The counter to that argument: Every Web publisher is dependent on Google. That’s why all of them spend so much time complaining about the search engine, sucking up to the search engine, and hiring search gurus to help them impress the search engine.

And Google seems to like Demand just fine. All those AdSense clicks are good for Google, and Demand is YouTube’s biggest supplier of content, to boot. So let’s see what investors make of this. We’ll know the answers in a few months.

Meantime, here’s a preview of the Demand roadshow, in the form of an interview Demand CEO Richard Rosenblatt conducted with Kara Swisher a couple of years ago:


comments so far. Add yours.

  • http://www.facebook.com/people/Daniel-Gibbons/746716538 Daniel Gibbons

    The most screwed up thing about Demand is actually not that they are losing money. It’s that the growth of their content and media revenue (which I’m assuming is the line item that investors care about, not the bottom-feeding registrar business) isn’t that impressive. Looks like they grew 25%-ish between ’09 and ’10, and that this rate of growth is quite a bit slower than from ’07 to ’08 and about the same from ’08 to ’09.

    Flat growth AND losing money. Sounds great.

  • http://everything-everywhere.com Gary Arndt

    If Google decides to change their agorithim in the future (something they always do) in a way which is detrimental to Demand Media, they are screwed.

    Media properties might get lots of traffic from Google, but they are not built around Google. They have their own brands and get social media traffic.

    Demand is a 100% Google play. They have no brand. No one goes out seeking Demand Media content because it is from Demand Media.

    Moreover, companies like Demand Media are creating the biggest weakness for Google as a search engine right now. If there is any possibility in the future of a search engine competing with Google, they will do it by removing all the landfill garbage like Demand Media from their search results. If/when that happens, Google will drop Demand Media and every other content farm like a hot rock. http://mediamemo.allthingsd.co.....llar-ipo/#

  • Anonymous

    Oy! OIBDA. Demand’s CFO Charles Hilliard started that spin at his last company – United Online (Nasdaq: UNTD). United had had adjusted OIBDA for the first six months of 2010 of $52,743 more than double Demand Media yet UNTD has a market cap of $477MM. http://investor.untd.com/relea.....eID=496501 UNTD does have $386MM in debt so its enterprise value is probably in the neighborhood of $850MM on double the OIBDA of Demand. What facts don’t support a “Billion Dollar” IPO?

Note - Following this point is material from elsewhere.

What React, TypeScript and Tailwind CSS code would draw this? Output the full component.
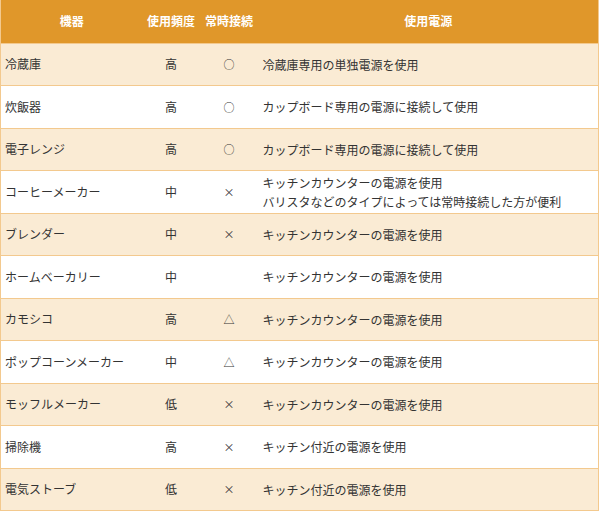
const rows = [
  { name: "冷蔵庫", freq: "高", conn: "○", power: ["冷蔵庫専用の単独電源を使用"] },
  { name: "炊飯器", freq: "高", conn: "○", power: ["カップボード専用の電源に接続して使用"] },
  { name: "電子レンジ", freq: "高", conn: "○", power: ["カップボード専用の電源に接続して使用"] },
  {
    name: "コーヒーメーカー",
    freq: "中",
    conn: "×",
    power: ["キッチンカウンターの電源を使用", "バリスタなどのタイプによっては常時接続した方が便利"],
  },
  { name: "ブレンダー", freq: "中", conn: "×", power: ["キッチンカウンターの電源を使用"] },
  { name: "ホームベーカリー", freq: "中", conn: "", power: ["キッチンカウンターの電源を使用"] },
  { name: "カモシコ", freq: "高", conn: "△", power: ["キッチンカウンターの電源を使用"] },
  { name: "ポップコーンメーカー", freq: "中", conn: "△", power: ["キッチンカウンターの電源を使用"] },
  { name: "モッフルメーカー", freq: "低", conn: "×", power: ["キッチンカウンターの電源を使用"] },
  { name: "掃除機", freq: "高", conn: "×", power: ["キッチン付近の電源を使用"] },
  { name: "電気ストーブ", freq: "低", conn: "×", power: ["キッチン付近の電源を使用"] },
]

export default function App() {
  return (
    <div
      className="w-[600px] h-[511px] bg-white text-[12px] text-[#333]"
      style={{ fontFamily: '"Noto Sans CJK JP", "Noto Sans", sans-serif' }}
    >
      <table className="w-[599px] table-fixed border-collapse border-l border-r border-b border-[#f3c98e]">
        <colgroup>
          <col className="w-[142px]" />
          <col className="w-[57px]" />
          <col className="w-[59px]" />
          <col />
        </colgroup>
        <thead>
          <tr className="h-[43px] bg-[#e0972a] text-white font-bold border-b border-[#f3c98e]">
            <th className="text-center">機器</th>
            <th className="text-center">使用頻度</th>
            <th className="text-center">常時接続</th>
            <th className="text-center">使用電源</th>
          </tr>
        </thead>
        <tbody>
          {rows.map((r, i) => (
            <tr
              key={r.name}
              className={`h-[42.5px] border-b border-[#f3c98e] ${i % 2 === 0 ? "bg-[#faebd4]" : "bg-white"}`}
            >
              <td className="px-1 leading-[18px]">{r.name}</td>
              <td className="text-center leading-[18px]">{r.freq}</td>
              <td className="text-center text-[11px] leading-[18px]">{r.conn}</td>
              <td className="px-1 leading-[19px]">
                {r.power.map((p) => (
                  <div key={p}>{p}</div>
                ))}
              </td>
            </tr>
          ))}
        </tbody>
      </table>
    </div>
  )
}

    Another comp which has a more similar operation of generating web content and monetizing it with ads is Internet Brands (Nasdaq:INET). INET had OIBDA (they call it Adjusted EBITDA but it has the same ingredients) of $22,199 with a market cap / enterprise value of $478MM.http://investors.internetbrand.....eID=494137 Where’s the beef?

    Lest not forget the parmount comp of a company that generates internet content and monetizes it with Google’s help, and also has a famous founder, IAC (Nasdaq:IACI). IAC had $70MM in OIBDA for the first six months of 2010 – 2.5X more than Demand. http://iac.mediaroom.com/index.....;item=1821 IAC has $1.6B (yes, Billion) in excess cash and a $2.6B market cap resulting in an enterprise value of $1B. Again, it looks like Demand Needs 2-3X more OIBDA to justify a billion dollar valuation.

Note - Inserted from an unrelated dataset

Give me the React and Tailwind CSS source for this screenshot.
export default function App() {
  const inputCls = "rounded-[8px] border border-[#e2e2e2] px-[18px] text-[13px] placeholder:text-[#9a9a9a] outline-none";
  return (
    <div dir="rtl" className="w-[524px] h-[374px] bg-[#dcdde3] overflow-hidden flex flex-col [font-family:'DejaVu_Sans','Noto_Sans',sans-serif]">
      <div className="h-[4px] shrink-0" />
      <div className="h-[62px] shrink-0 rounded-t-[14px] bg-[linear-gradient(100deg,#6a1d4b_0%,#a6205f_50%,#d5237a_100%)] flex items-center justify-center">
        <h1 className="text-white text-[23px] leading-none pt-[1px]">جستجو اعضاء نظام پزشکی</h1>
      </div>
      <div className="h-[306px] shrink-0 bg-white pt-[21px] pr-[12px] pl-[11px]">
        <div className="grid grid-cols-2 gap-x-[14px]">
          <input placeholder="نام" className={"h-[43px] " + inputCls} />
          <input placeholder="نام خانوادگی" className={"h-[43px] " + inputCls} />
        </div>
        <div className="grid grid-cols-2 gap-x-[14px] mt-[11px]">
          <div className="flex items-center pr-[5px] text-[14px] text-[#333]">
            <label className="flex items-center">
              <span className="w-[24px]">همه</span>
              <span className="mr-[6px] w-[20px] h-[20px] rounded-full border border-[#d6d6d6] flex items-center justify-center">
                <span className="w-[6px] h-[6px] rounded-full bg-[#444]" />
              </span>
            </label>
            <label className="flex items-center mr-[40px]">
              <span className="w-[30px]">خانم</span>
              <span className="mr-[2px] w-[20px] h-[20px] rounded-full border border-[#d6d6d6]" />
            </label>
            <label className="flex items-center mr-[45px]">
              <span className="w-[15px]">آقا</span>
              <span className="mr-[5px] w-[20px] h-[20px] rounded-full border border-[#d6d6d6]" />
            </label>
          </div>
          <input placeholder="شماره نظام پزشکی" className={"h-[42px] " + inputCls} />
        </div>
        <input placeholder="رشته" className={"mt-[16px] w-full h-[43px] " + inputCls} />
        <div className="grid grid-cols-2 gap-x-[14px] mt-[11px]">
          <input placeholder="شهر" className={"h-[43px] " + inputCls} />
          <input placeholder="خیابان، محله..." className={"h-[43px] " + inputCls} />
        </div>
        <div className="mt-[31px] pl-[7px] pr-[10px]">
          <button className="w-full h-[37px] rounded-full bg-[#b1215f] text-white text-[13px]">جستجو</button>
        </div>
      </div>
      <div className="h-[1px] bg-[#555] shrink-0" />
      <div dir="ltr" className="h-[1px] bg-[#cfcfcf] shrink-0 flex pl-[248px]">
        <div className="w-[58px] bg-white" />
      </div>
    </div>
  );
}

    Richard R seems to be a good salesman but its going to be an incredible pitch to convince real money that this is a billion dollar market cap company.

  • http://pulse.yahoo.com/_LAKTEFQW5XQ5LX24KIIC6M7I7A Jody

    Demand has to take care of what it already has, which is a mess, before expanding. The pay rate for the work done, actually works against profits. Content is unreliable, incorrect and ill-provided.